«2024 exige un changement significatif dans la façon dont la philanthropie est abordée.» (Photo: courtoisie)
Un texte de Daniel H. Lanteigne, ASC, C.Dir., CFRE, CRHA (il/lui)
COURRIER DES LECTEURS. Comme tous les débuts d’année l’imposent, nous sommes nombreux à nous créer des listes. De bonnes résolutions par-ci, de grandes prédications par-là. Voyez-vous, je ne ferai pas exception. Car 2024 ne saurait être une année philanthropique perçue comme un long fleuve tranquille. Au contraire. Ici, la continuité ne peut être à l’agenda. Regard, à la fois bien personnel, mais également constitué de grandes observations et introspections, sur ce qu’attend (ou du moins devrait attendre) le secteur philanthropique cette année.
Dialogue et confiance
La relation qu’entretiennent les donateurs et les organismes ressemble parfois à un vieux couple. Il y a un grand respect, certes. Mais il y a parfois un certain manque, disons de communication. Et ce dialogue, il faut le provoquer en étant authentique, voire vulnérable, afin que la confiance puisse soit perdurer ou dans certains cas même renaître. Car bien que la philanthropie, en se professionnalisant, se soit dotée de paramètres de reddition de compte et de mesure d’impact, n’en demeure pas moins qu’elle repose sur un aspect central : la confiance.

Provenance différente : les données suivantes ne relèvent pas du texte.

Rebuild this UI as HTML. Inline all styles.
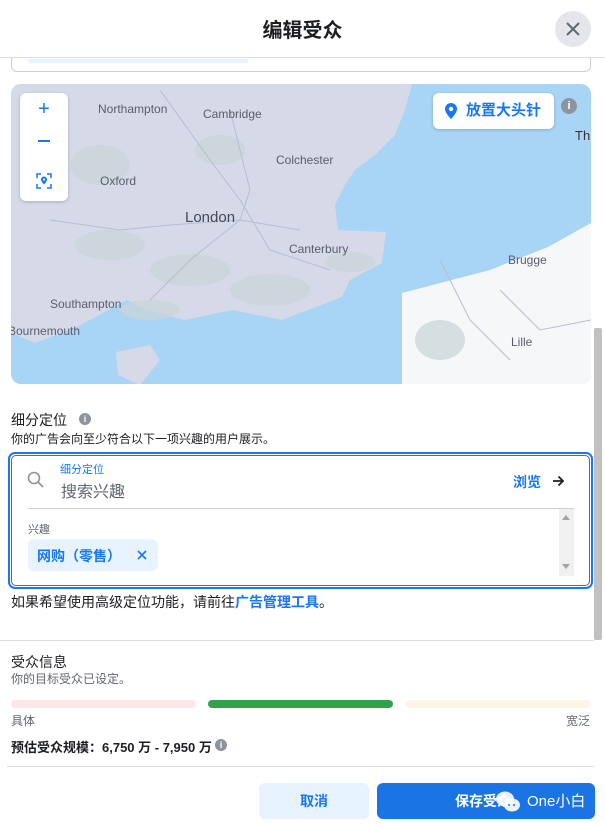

Et je vous rassure, il n’y a pas de crise de confiance, quoiqu’une baisse observable, selon le Baromètre de la confiance d’Edelman. Mais pour reprendre la métaphore du vieux couple, faut-il attendre de tomber dans l’indifférence ou faire les efforts de manière proactive?
Rêver et oser voir grand
Si vous êtes comme moi, les derniers articles sur les organismes de bienfaisance que vous avez pu lire mettaient de l’avant un bris de service imminent ou la possible fin d’un programme, faute de financement. Alors pour ces organismes, rêver et oser voir grand, ça peut sembler complètement déconnecté. Je le concède. C’est comme demander simultanément d’éteindre un feu et déjà de faire des plans pour la reconstruction. C’est à la fois irréaliste, et même irrespectueux pour plusieurs. Mais en même temps, il faut se donner cet espace collectif pour arrêter de constamment focaliser uniquement sur les feux à éteindre. Notre société a drastiquement besoin de grands projets porteurs, structurants et surtout inspirants pour les générations actuelles et futures. Notre philanthropie doit à la fois être assez agile pour poser des Band-Aids sur des hémorragies, mais également voir comment éviter tout simplement ces hémorragies.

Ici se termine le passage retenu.